“Je le dis depuis quatre ans, Accor n’est pas en guerre contre Booking, Expédia, ni aucune plateforme en ligne. Je dis juste que le coût de leur intervention est trop élevé”, a d’abord tenu à préciser le PDG du groupe hôtelier. “Maintenant nous devons accepter une réalité : la grande majorité de nos clients viennent deux fois ou trois fois par an dans un hôtel Accor alors que les clients d’Amazon viennent trois ou quatre fois par semaine et ceux de Facebook, dix fois par jour”. Toujours très convaincant lorsqu’il s’agit de décrire les enjeux, et les périls qui caractérisent son univers concurrentiel, il a expliqué qu’il s’efforçait donc de se développer les occasions de générer du chiffre d’affaires avec un client qui ne vient même pas une fois par mois dormir dans l’un de ses hotels. “Je m’intéresse donc à son univers de vacances avec la société Travel Keys (locations de vacances), je m’intéresse à la conciergerie digitale pour l’aider à trouver un cinéma, un spectacle ou un restaurant avec John Paul et ensuite on décide de s’adresser aux 6 milliards de gens qui ne voyagent pas et parmi eux, à ce milliard d’habitants des grandes villes qui sont donc à proximité de l’un de mes hôtels. Le nombre de ces personnes va doubler d’ici 2030 à cause de l’exode rural.
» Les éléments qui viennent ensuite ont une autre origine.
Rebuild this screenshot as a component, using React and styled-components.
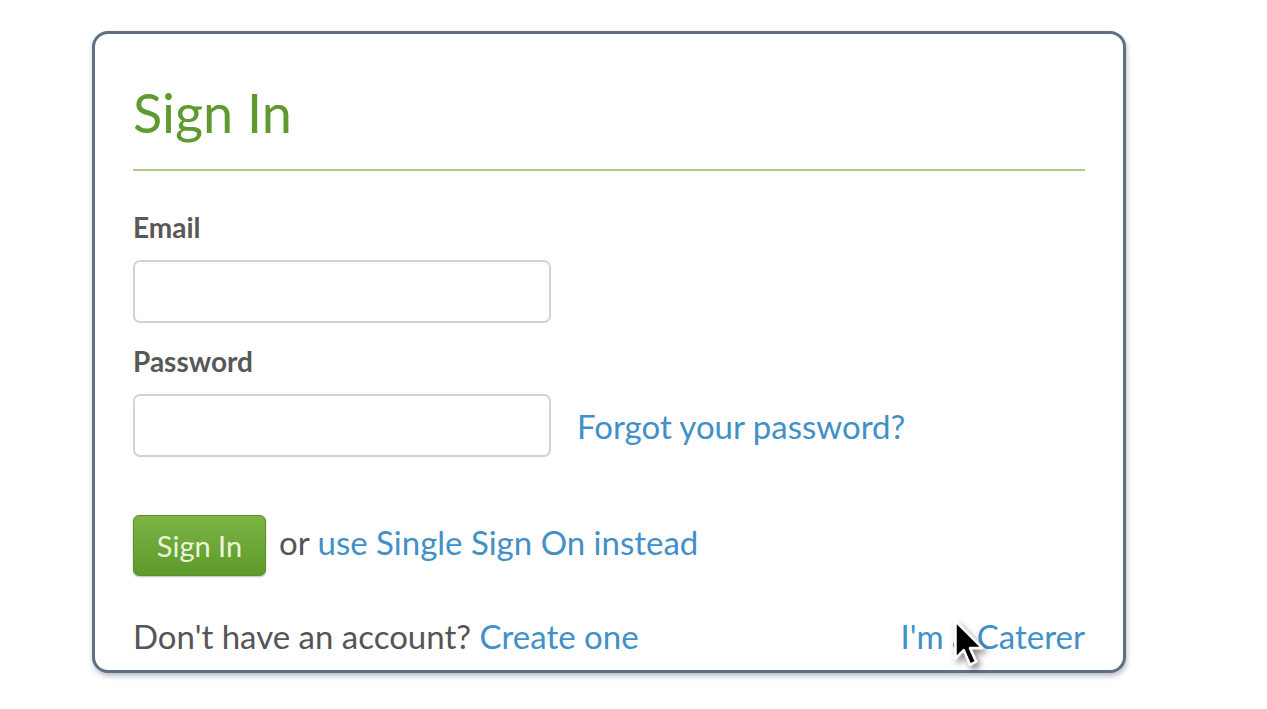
import styled, {createGlobalStyle} from 'styled-components';

const Global = createGlobalStyle`
  html, body {
    margin: 0;
    background: #fff;
    font-family: Lato, "Open Sans", sans-serif;
  }
`;

const Page = styled.div`
  position: relative;
  width: 1267px;
  height: 709px;
  padding: 31px 0 0 92px;
  box-sizing: border-box;
  overflow: hidden;
`;

const Card = styled.div`
  width: 1034px;
  height: 642px;
  box-sizing: border-box;
  border: 3px solid #5f6f86;
  border-radius: 16px;
  background: #fff;
  box-shadow: 1px 3px 5px rgba(60, 70, 90, 0.35);
  padding: 46px 38px 0 38px;
  display: flex;
  flex-direction: column;
`;

const Title = styled.h1`
  margin: 0;
  font-size: 54px;
  line-height: 65px;
  font-weight: 400;
  color: #5f9a30;
`;

const Rule = styled.div`
  height: 2px;
  background: #a9cb82;
  margin: 24px 0 40px 0;
`;

const Label = styled.label`
  font-size: 28px;
  line-height: 33px;
  font-weight: 700;
  color: #585858;
  margin-bottom: 16px;
  margin-top: ${p => p.$first ? '0' : '22px'};
`;

const Row = styled.div`
  display: flex;
  align-items: center;
  gap: 26px;
`;

const Input = styled.input`
  width: 418px;
  height: 63px;
  box-sizing: border-box;
  border: 2px solid #d3d3d3;
  border-radius: 7px;
  background: #fff;
  font-family: inherit;
  font-size: 24px;
  padding: 0 12px;
  outline: none;
`;

const A = styled.a`
  color: #4290c8;
  text-decoration: none;
  font-size: 33px;
  cursor: pointer;
`;

const Actions = styled.div`
  display: flex;
  align-items: center;
  gap: 13px;
  margin-top: 58px;
  font-size: 33px;
  line-height: 40px;
  color: #555;
`;

const Alt = styled.span`
  padding-bottom: 8px;
`;

const Button = styled.button`
  width: 133px;
  height: 61px;
  border: 1px solid #5a8f2c;
  border-radius: 6px;
  background: linear-gradient(#7cb446, #5c9a2a);
  color: #eaf5dc;
  font-family: inherit;
  font-size: 29px;
  cursor: pointer;
  box-shadow: 0 1px 2px rgba(0,0,0,0.25);
`;

const Footer = styled.div`
  display: flex;
  justify-content: space-between;
  align-items: baseline;
  margin-top: 40px;
  font-size: 33px;
  line-height: 40px;
  color: #555;
`;

const Cursor = styled.svg`
  position: absolute;
  left: 951px;
  top: 619px;
  filter: drop-shadow(3px 4px 3px rgba(0,0,0,0.45));
`;

export default function App() {
  return (
    <>
      <Global/>
      <Page>
        <Card>
          <Title>Sign In</Title>
          <Rule/>
          <Label $first>Email</Label>
          <Row><Input type="email"/></Row>
          <Label>Password</Label>
          <Row>
            <Input type="password"/>
            <A>Forgot your password?</A>
          </Row>
          <Actions>
            <Button>Sign In</Button>
            <Alt>or <A>use Single Sign On instead</A></Alt>
          </Actions>
          <Footer>
            <span>Don't have an account? <A>Create one</A></span>
            <A>I'm a Caterer</A>
          </Footer>
        </Card>
        <Cursor width="38" height="52" viewBox="0 0 34 50">
          <path d="M3 2 L3 38 L11 30 L17 44 L23 41 L17 28 L29 28 Z" fill="#000" stroke="#fff" strokeWidth="2.5" strokeLinejoin="round"/>
        </Cursor>
      </Page>
    </>
  );
}
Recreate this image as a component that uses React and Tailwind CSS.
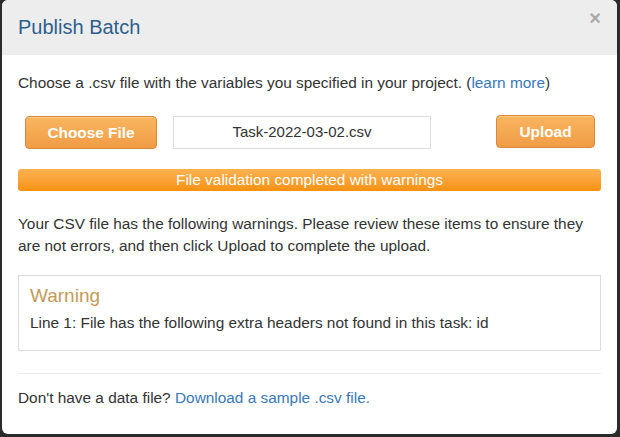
import React from "react";

const orangeBtn =
  "h-[33px] rounded-[4px] border border-[#d9893a] bg-gradient-to-b from-[#fab55f] to-[#f09c45] text-white font-bold text-[15.4px] shadow-[inset_0_1px_0_rgba(255,255,255,0.3)]";

const App = () => {
  return (
    <div className="w-[620px] h-[437px] bg-[#2b2b2b] pl-[2px] pr-[3px] pb-[3px] font-['Liberation_Sans',Arial,sans-serif] text-[#333]">
      <div className="h-full bg-white rounded-[6px] overflow-hidden flex flex-col">
        {/* Header */}
        <div className="h-[55px] bg-[#ededed] flex items-start justify-between pl-[16px] pr-[16px]">
          <h2 className="mt-[15px] text-[20px] leading-[24px] text-[#2d5f8e]">
            Publish Batch
          </h2>
          <span className="mt-[8px] text-[20px] leading-[20px] font-bold text-[#aaa]">
            ×
          </span>
        </div>

        {/* Body */}
        <div className="px-[16px] pt-[18px] text-[15.4px]">
          <p className="leading-[20px]">
            Choose a .csv file with the variables you specified in your project. (
            <a className="text-[#3a78b8]">learn more</a>)
          </p>

          <div className="mt-[23px] flex items-center">
            <button className={`${orangeBtn} ml-[7px] w-[132px]`}>Choose File</button>
            <div className="ml-[16px] w-[258px] h-[33px] border border-[#ddd] flex items-center justify-center text-[15px] text-[#333]">
              Task-2022-03-02.csv
            </div>
            <button className={`${orangeBtn} ml-[65px] w-[99px] -mt-[2px]`}>Upload</button>
          </div>

          <div className="mt-[20px] h-[22px] rounded-[3px] bg-gradient-to-b from-[#fbb24f] to-[#f79208] text-white text-[15.4px] leading-[22px] text-center">
            File validation completed with warnings
          </div>

          <p className="mt-[22px] leading-[22px]">
            Your CSV file has the following warnings. Please review these items to ensure they
            are not errors, and then click Upload to complete the upload.
          </p>

          <div className="mt-[18px] border border-[#ddd] px-[11px] pt-[9px] pb-[17px]">
            <div className="text-[19px] leading-[22px] text-[#c59a58]">Warning</div>
            <div className="mt-[6px] leading-[20px]">
              Line 1: File has the following extra headers not found in this task: id
            </div>
          </div>

          <div className="mt-[22px] border-t border-[#eee]" />

          <p className="mt-[14px] leading-[20px]">
            Don't have a data file? <a className="text-[#3a78b8]">Download a sample .csv file.</a>
          </p>
        </div>
      </div>
    </div>
  );
};

export default App;
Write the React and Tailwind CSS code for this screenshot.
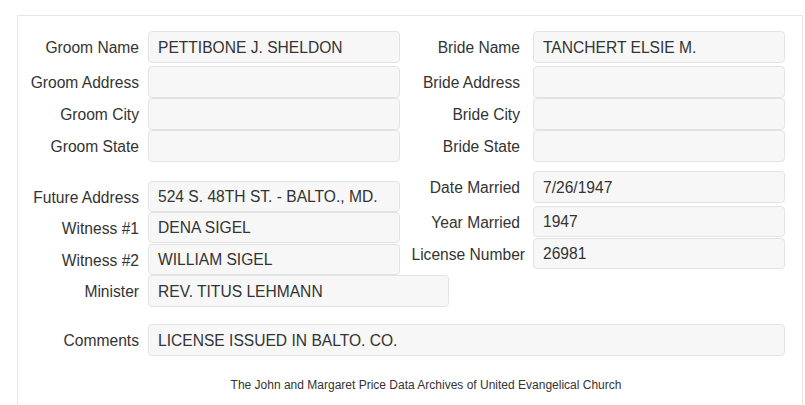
const Field = ({ label, value, labelW, gap, inputW, h = "h-[32px]", labelFix = "" }) => (
  <div className={`flex items-center ${h}`}>
    <div
      className={`${labelW} shrink-0 pt-[2px] text-right whitespace-nowrap text-[#333]`}
    >
      <span className={labelFix}>{label}</span>
    </div>
    <div
      className={`${gap} ${inputW} ${h} shrink-0 flex items-center px-[9px] pt-[1px] bg-[#f7f7f7] border border-[#e3e3e3] rounded-[4px] text-[#333] whitespace-nowrap`}
    >
      {value}
    </div>
  </div>
);

const App = () => {
  const left = { labelW: "w-[121px]", gap: "ml-[9px]", inputW: "w-[252px]" };
  const right = { labelW: "w-[120px]", gap: "ml-[13px]", inputW: "w-[252px]" };

  return (
    <div
      className="w-[805px] h-[405px] overflow-hidden bg-white text-[15.6px] leading-none"
      style={{ fontFamily: '"Liberation Sans", Arial, sans-serif' }}
    >
      <div className="ml-[17px] mt-[15px] w-[786px] h-[400px] border border-b-0 border-[#e6e6e6] pt-[15px]">
        {/* groom / bride */}
        <div className="flex">
          <div className="flex flex-col">
            <div className="mb-[3px]">
              <Field label="Groom Name" value="PETTIBONE J. SHELDON" {...left} />
            </div>
            <Field label="Groom Address" value="" {...left} />
            <Field label="Groom City" value="" {...left} />
            <Field label="Groom State" value="" {...left} />
          </div>
          <div className="flex flex-col">
            <div className="mb-[3px]">
              <Field label="Bride Name" value="TANCHERT ELSIE M." {...right} />
            </div>
            <Field label="Bride Address" value="" {...right} />
            <Field label="Bride City" value="" {...right} />
            <Field label="Bride State" value="" {...right} />
          </div>
        </div>

        {/* marriage details */}
        <div className="flex mt-[9px]">
          <div className="flex flex-col pt-[10px]">
            <Field label="Future Address" value="524 S. 48TH ST. - BALTO., MD." h="h-[31px]" {...left} />
            <Field label="Witness #1" value="DENA SIGEL" h="h-[31px]" {...left} />
            <div className="mt-[1px]">
              <Field label="Witness #2" value="WILLIAM SIGEL" h="h-[31px]" {...left} />
            </div>
            <Field
              label="Minister"
              value="REV. TITUS LEHMANN"
              labelW="w-[121px]"
              gap="ml-[9px]"
              inputW="w-[301px]"
            />
          </div>
          <div className="flex flex-col -ml-[49px]">
            <div className="mb-[3px]">
              <Field label="Date Married" value="7/26/1947" {...right} />
            </div>
            <Field label="Year Married" value="1947" h="h-[31px]" {...right} />
            <div className="mt-[1px]">
              <Field
                label="License Number"
                value="26981"
                h="h-[31px]"
                labelFix="relative left-[5px]"
                {...right}
              />
            </div>
          </div>
        </div>

        {/* comments */}
        <div className="mt-[17px]">
          <Field
            label="Comments"
            value="LICENSE ISSUED IN BALTO. CO."
            labelW="w-[121px]"
            gap="ml-[9px]"
            inputW="w-[637px]"
          />
        </div>

        <div className="mt-[23px] pl-[32px] flex justify-center text-[12px] text-[#333]">
          The John and Margaret Price Data Archives of United Evangelical Church
        </div>
      </div>
    </div>
  );
};

export default App;
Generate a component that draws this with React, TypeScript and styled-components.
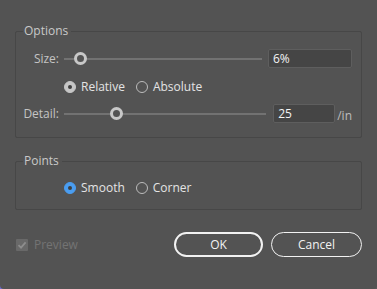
import * as React from 'react'
import styled, { createGlobalStyle } from 'styled-components'

const GlobalStyle = createGlobalStyle`
  html, body {
    margin: 0;
    padding: 0;
    background: linear-gradient(to right, #6d6dd2 0%, #5b5b5b 40%);
  }
  body {
    font-family: "Open Sans", "Noto Sans", sans-serif;
    font-size: 12px;
  }
`

const Dialog = styled.div`
  width: 377px;
  height: 289px;
  box-sizing: border-box;
  padding: 23px 15px 0;
  background: #535353;
  border-radius: 0 0 4px 4px;
  display: flex;
  flex-direction: column;
`

const Group = styled.fieldset<{ $bottom: number }>`
  margin: 0;
  padding: 0 9px ${p => p.$bottom}px 0;
  border: 1px solid #474747;
  border-radius: 2px;
  min-width: 0;
  & + & {
    margin-top: 15px;
  }
`

const Legend = styled.legend`
  margin-left: 7px;
  padding: 0 3px 0 1px;
  line-height: 16px;
  color: #c9c9c9;
`

const Row = styled.div<{ $top: number; $height: number }>`
  display: flex;
  align-items: center;
  height: ${p => p.$height}px;
  margin-top: ${p => p.$top}px;
`

const Label = styled.span`
  width: 43px;
  margin-right: 5px;
  text-align: right;
  color: #c4c4c4;
  white-space: nowrap;
`

const Slider = styled.div<{ $gap: number }>`
  flex: 1;
  position: relative;
  height: 13px;
  margin-right: ${p => p.$gap}px;
  &::before {
    content: '';
    position: absolute;
    left: 0;
    right: 0;
    top: 6px;
    height: 2px;
    background: #727272;
  }
`

const Thumb = styled.span`
  position: absolute;
  top: 0;
  width: 13px;
  height: 13px;
  box-sizing: border-box;
  border: 3px solid #c8c8c8;
  border-radius: 50%;
  background: #535353;
`

const Field = styled.div<{ $width: number }>`
  width: ${p => p.$width}px;
  height: 19px;
  box-sizing: border-box;
  padding: 0 4px;
  background: #454545;
  border: 1px solid #5e5e5e;
  border-radius: 2px;
  color: #f4f4f4;
  line-height: 17px;
`

const Unit = styled.span`
  margin-left: 2px;
  color: #bdbdbd;
  align-self: flex-end;
  line-height: 14px;
`

const Choices = styled.div`
  display: flex;
  align-items: center;
  padding-left: 48px;
`

const Choice = styled.label`
  display: flex;
  align-items: center;
  gap: 5px;
  margin-right: 11px;
  color: #e4e4e4;
`

const Radio = styled.span<{ $on?: boolean; $accent?: string }>`
  position: relative;
  width: 12px;
  height: 12px;
  box-sizing: border-box;
  border-radius: 50%;
  border: 1px solid ${p => (p.$on ? p.$accent : '#bcbcbc')};
  background: ${p => (p.$on ? p.$accent : 'transparent')};
  &::after {
    content: '';
    display: ${p => (p.$on ? 'block' : 'none')};
    position: absolute;
    left: 3px;
    top: 3px;
    width: 4px;
    height: 4px;
    border-radius: 50%;
    background: #3f3f3f;
  }
`

const Footer = styled.div`
  display: flex;
  align-items: center;
  margin-top: 22px;
  padding-left: 1px;
  height: 25px;
`

const Check = styled.span`
  width: 12px;
  height: 12px;
  border-radius: 1px;
  background: #696969;
  display: flex;
  align-items: center;
  justify-content: center;
`

const CheckLabel = styled.span`
  margin-left: 6px;
  color: #737373;
  flex: 1;
`

const Button = styled.button<{ $primary?: boolean; $width: number }>`
  width: ${p => p.$width}px;
  height: 25px;
  margin-left: 8px;
  padding: 0;
  box-sizing: border-box;
  border: ${p => (p.$primary ? '2px' : '1.5px')} solid #f2f2f2;
  border-radius: 13px;
  background: transparent;
  color: #f2f2f2;
  font: inherit;
`

const Slide = ({ pos, gap }: { pos: number; gap: number }) => (
  <Slider $gap={gap}>
    <Thumb style={{ left: pos }} />
  </Slider>
)

const App = () => (
  <>
    <GlobalStyle />
    <Dialog>
      <Group $bottom={14}>
        <Legend>Options</Legend>
        <Row $top={10} $height={19}>
          <Label>Size:</Label>
          <Slide pos={10} gap={6} />
          <Field $width={84}>6%</Field>
        </Row>
        <Row $top={10} $height={17}>
          <Choices>
            <Choice>
              <Radio $on $accent="#c6c6c6" />
              Relative
            </Choice>
            <Choice>
              <Radio />
              Absolute
            </Choice>
          </Choices>
        </Row>
        <Row $top={9} $height={19}>
          <Label>Detail:</Label>
          <Slide pos={46} gap={7} />
          <Field $width={62}>25</Field>
          <Unit>/in</Unit>
        </Row>
      </Group>
      <Group $bottom={13}>
        <Legend>Points</Legend>
        <Row $top={10} $height={17}>
          <Choices>
            <Choice>
              <Radio $on $accent="#4a9df0" />
              Smooth
            </Choice>
            <Choice>
              <Radio />
              Corner
            </Choice>
          </Choices>
        </Row>
      </Group>
      <Footer>
        <Check>
          <svg width="10" height="10" viewBox="0 0 10 10">
            <path d="M1.5 5.2 L4 7.6 L8.6 2.4" fill="none" stroke="#8d8d8d" strokeWidth="1.8" />
          </svg>
        </Check>
        <CheckLabel>Preview</CheckLabel>
        <Button $primary $width={89}>OK</Button>
        <Button $width={91}>Cancel</Button>
      </Footer>
    </Dialog>
  </>
)

export default App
Ces gens là, je dois leur rendre des services, recevoir un paquet, proposer une séance de yoga… Cette initiative coûte très peu, car je mutualise 270 000 personnes qui travaillent dans 4200 hôtels et j’amortis des équipements existants. Probablement cela peut constituer un quart, un tiers des profits d’Accor dans cinq ans”.

Cette voie prometteuse est explorée alors même que le groupe hôtelier français se développe à un rythme très rapide dans son métier historique “Nous ouvrons 260 hotels par an, soit 40 000 chambres et dans le monde nous recrutons 80 000 personnes chaque année, nous en perdons 50 000 qui nous quittent après avoir été formés, c’est cette croissance qui nous donne les moyens de penser à de nouvelles activités”, confie Sébastien Bazin.

“Quand j’investis 100, ils investissent 1000”
“Mais mon principal soucis, c’est ma force de frappe digitale comparée à celle des Google, Amazon, Facebook et Apple ainsi que les géants asiatiques tel Alibaba. Qand j’investis 100, ils investissent 1000. Je ne pourrai pas répondre aux attentes de mes clients si je ne noue pas une alliance stratégique avec un ou plusieurs d’entre eux. Il ont atteint une taille dix fois plus grande que moi en terme de cash flow opérationnel, d’ingénieurs à disposition, de contacts avec les clients, de prise de risque potentielle”

Pour autant le président d’Accor mesure lui-même les risques de cette stratégie. “Le corollaire d’une telle alliance c’est que vous ne pouvez plus revenir en arrière: vous êtes enceinte! Il faut donc passer beaucoup de temps à choisir le bon cheval car vous ne pouvez pas en changer ensuite en cours de route. Et vous n’avez pas d’autre choix que de s’associer à l’un d’entre eux si vous souhaitez être dans la course pour les 20 et 30 prochaines années. Voilà exactement le sujet sur lequel je passe le plus de temps : avec qui? pour quoi faire? comment? et avec quelle prise de risque?”

“Un mariage non subi”
Décidément prolixe sur les raisons qui le pousse à préparer une telle alliance, Sébastien Bazin, précise en gros qu’il s’agit ne s’agit pas d’une alliance subie : “on n’est pas dans l’obligation de nouer un tel partenariat, mais on va le faire parce que c’est bon pour notre développement et nos équipes”.

Quand? “Dans les deux ans, assurément car nous avons eu déjà deux mutations digitales très fortes mais qui ont pris quinze ans. La première a été l’arrivée des OTA, les services de réservations professionnels, un changement considérable car cela a changé les relations de nos hôtels avec les clients, qui sont passés par ces spécialistes. La deuxième mutation digitale, quinze ans plus tard, c’était AirBnb et l’explosion de l’économie du partage. Il se trouve qu’en l’espace de 18 mois nous avons vécu deux nouvelles mutations : l’intelligence artificielle et le paiement en ligne. Les deux dernières sont tout aussi importantes que les deux premières. Donc avec un telle accélération de l’environnement nous devons être très rapide!”